----- Supplied information -----
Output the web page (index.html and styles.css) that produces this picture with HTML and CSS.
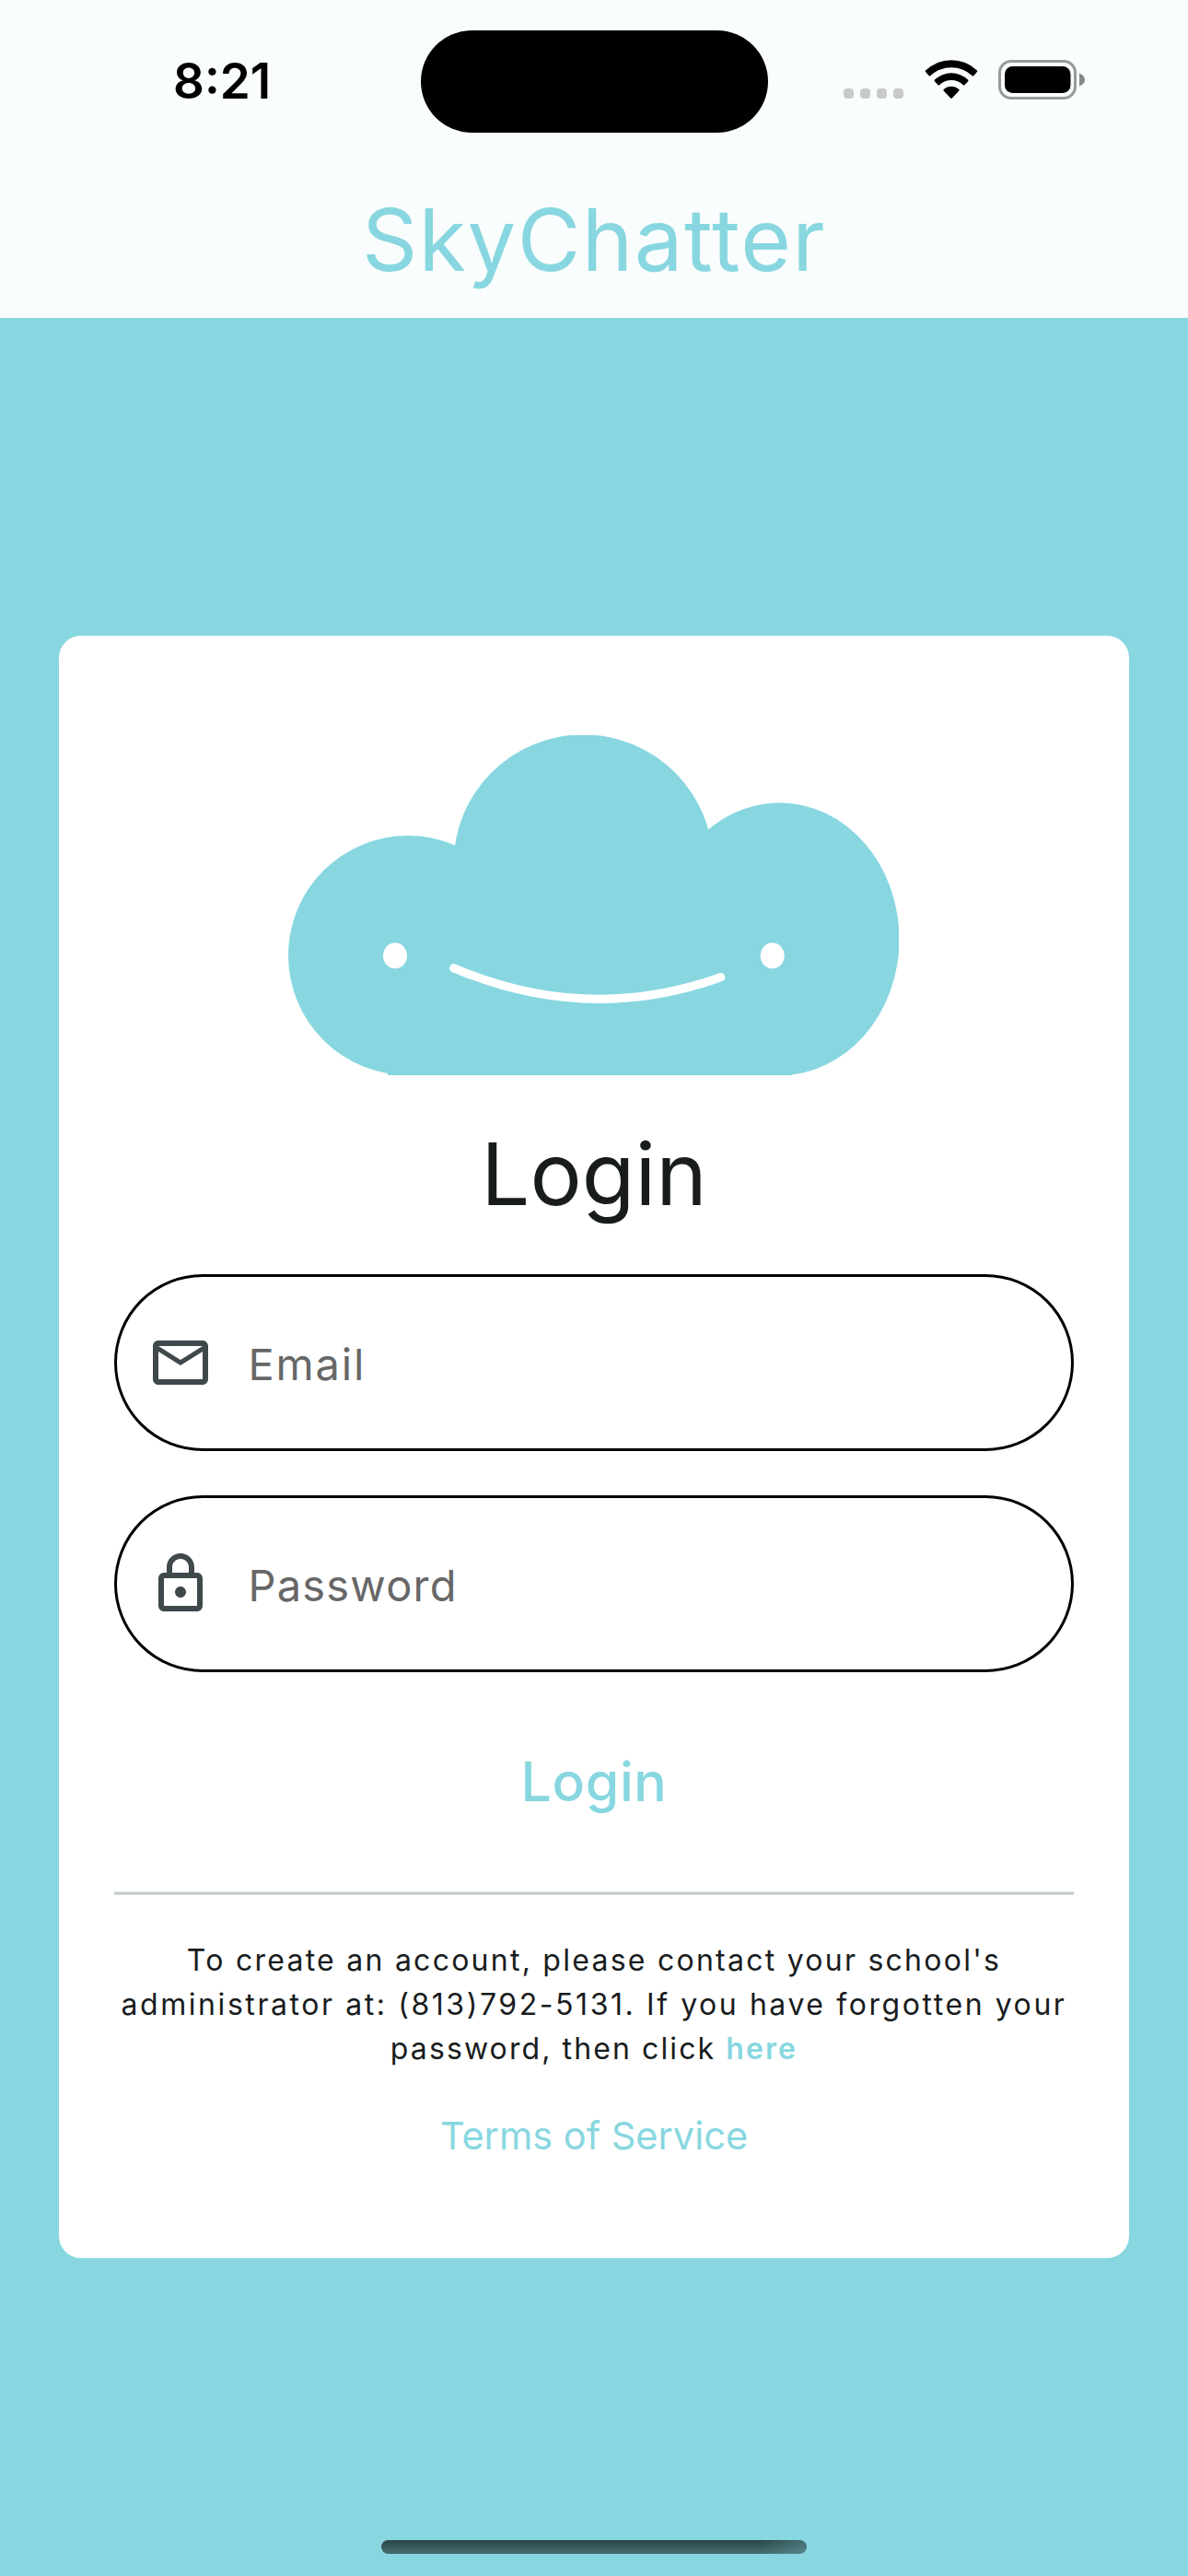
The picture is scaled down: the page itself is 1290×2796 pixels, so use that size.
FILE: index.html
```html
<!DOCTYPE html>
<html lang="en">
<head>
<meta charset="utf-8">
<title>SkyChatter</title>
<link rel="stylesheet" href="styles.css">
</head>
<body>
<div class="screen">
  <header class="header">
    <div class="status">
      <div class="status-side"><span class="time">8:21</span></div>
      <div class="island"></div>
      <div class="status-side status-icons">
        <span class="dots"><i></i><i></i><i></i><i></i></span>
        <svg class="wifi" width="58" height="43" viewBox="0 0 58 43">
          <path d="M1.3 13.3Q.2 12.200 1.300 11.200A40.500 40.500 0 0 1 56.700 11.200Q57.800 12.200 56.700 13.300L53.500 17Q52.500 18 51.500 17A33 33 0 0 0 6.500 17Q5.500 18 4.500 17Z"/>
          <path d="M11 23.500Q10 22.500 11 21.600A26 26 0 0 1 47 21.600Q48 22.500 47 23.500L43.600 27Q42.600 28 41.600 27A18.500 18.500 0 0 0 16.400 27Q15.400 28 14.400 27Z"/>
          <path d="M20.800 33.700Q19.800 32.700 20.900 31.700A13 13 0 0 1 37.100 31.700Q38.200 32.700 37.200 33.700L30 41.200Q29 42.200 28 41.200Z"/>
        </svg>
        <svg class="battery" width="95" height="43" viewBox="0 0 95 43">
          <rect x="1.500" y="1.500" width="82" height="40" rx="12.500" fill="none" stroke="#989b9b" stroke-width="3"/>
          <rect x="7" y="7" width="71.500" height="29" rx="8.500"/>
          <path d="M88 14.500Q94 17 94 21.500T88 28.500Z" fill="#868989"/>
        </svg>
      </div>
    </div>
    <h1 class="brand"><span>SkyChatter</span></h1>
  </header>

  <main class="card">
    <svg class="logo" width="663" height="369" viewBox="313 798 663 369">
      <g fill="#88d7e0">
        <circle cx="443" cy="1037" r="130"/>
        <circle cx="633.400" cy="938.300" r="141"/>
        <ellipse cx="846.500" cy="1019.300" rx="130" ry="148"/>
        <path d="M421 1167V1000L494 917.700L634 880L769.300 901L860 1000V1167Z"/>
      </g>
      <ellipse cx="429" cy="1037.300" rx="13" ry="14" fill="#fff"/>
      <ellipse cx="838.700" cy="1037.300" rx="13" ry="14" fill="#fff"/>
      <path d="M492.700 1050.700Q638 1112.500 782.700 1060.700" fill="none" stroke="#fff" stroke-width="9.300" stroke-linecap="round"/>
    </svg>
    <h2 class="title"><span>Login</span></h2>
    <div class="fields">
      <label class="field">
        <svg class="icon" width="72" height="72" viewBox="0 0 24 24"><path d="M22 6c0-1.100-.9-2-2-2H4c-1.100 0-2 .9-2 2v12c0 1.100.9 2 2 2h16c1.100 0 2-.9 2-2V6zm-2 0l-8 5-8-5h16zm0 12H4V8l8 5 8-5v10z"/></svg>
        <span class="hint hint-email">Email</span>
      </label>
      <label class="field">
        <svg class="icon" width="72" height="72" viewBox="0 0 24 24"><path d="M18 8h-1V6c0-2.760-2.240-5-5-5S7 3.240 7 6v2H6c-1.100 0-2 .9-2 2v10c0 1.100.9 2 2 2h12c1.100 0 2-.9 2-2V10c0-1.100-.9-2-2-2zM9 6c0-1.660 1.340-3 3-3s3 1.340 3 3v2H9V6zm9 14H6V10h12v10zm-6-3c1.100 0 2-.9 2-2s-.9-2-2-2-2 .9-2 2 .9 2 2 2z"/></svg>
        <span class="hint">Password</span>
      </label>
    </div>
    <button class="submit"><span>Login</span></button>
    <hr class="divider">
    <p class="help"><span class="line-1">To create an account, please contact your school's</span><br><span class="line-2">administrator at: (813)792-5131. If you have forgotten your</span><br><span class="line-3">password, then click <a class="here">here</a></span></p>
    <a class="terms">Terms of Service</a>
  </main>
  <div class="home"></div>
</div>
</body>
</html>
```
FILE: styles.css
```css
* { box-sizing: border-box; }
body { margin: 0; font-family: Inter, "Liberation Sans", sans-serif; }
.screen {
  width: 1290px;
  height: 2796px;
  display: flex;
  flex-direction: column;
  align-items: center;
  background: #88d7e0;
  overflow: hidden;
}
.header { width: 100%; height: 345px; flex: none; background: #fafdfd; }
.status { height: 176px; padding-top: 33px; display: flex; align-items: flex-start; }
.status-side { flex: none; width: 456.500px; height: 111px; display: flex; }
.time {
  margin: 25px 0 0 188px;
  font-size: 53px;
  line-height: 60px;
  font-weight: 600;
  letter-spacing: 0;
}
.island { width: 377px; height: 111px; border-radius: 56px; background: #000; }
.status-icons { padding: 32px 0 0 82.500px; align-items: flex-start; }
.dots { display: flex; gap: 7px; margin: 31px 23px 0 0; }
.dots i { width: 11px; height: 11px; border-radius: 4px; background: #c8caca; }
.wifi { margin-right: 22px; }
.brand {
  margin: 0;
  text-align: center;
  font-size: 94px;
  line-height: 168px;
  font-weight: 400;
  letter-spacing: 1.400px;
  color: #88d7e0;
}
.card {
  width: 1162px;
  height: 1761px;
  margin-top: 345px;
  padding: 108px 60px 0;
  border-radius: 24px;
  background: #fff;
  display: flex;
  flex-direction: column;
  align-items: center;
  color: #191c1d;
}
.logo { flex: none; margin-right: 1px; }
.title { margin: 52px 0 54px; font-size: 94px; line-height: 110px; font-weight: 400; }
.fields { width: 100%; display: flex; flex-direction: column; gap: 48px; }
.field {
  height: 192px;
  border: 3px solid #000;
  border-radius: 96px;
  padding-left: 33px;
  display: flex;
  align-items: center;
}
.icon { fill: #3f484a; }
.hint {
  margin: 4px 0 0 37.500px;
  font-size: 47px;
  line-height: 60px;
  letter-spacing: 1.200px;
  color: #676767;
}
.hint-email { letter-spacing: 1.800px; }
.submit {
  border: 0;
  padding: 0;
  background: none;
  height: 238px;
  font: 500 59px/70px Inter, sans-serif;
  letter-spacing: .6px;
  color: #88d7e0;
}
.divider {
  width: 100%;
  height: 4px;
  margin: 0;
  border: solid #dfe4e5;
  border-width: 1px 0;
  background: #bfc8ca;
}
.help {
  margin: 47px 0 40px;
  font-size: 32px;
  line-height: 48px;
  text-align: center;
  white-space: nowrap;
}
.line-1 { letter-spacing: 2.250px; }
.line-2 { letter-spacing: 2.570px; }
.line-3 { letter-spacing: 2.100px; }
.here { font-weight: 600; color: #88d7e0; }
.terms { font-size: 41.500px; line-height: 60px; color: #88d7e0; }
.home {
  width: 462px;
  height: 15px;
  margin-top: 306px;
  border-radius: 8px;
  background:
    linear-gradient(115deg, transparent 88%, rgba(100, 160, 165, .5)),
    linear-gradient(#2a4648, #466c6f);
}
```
-----
■ **To be done**:
Where a line holds the string "styles", copy that line.

■ **Response to this task**:
Output the web page (index.html and styles.css) that produces this picture with HTML and CSS.
<link rel="stylesheet" href="styles.css">
FILE: styles.css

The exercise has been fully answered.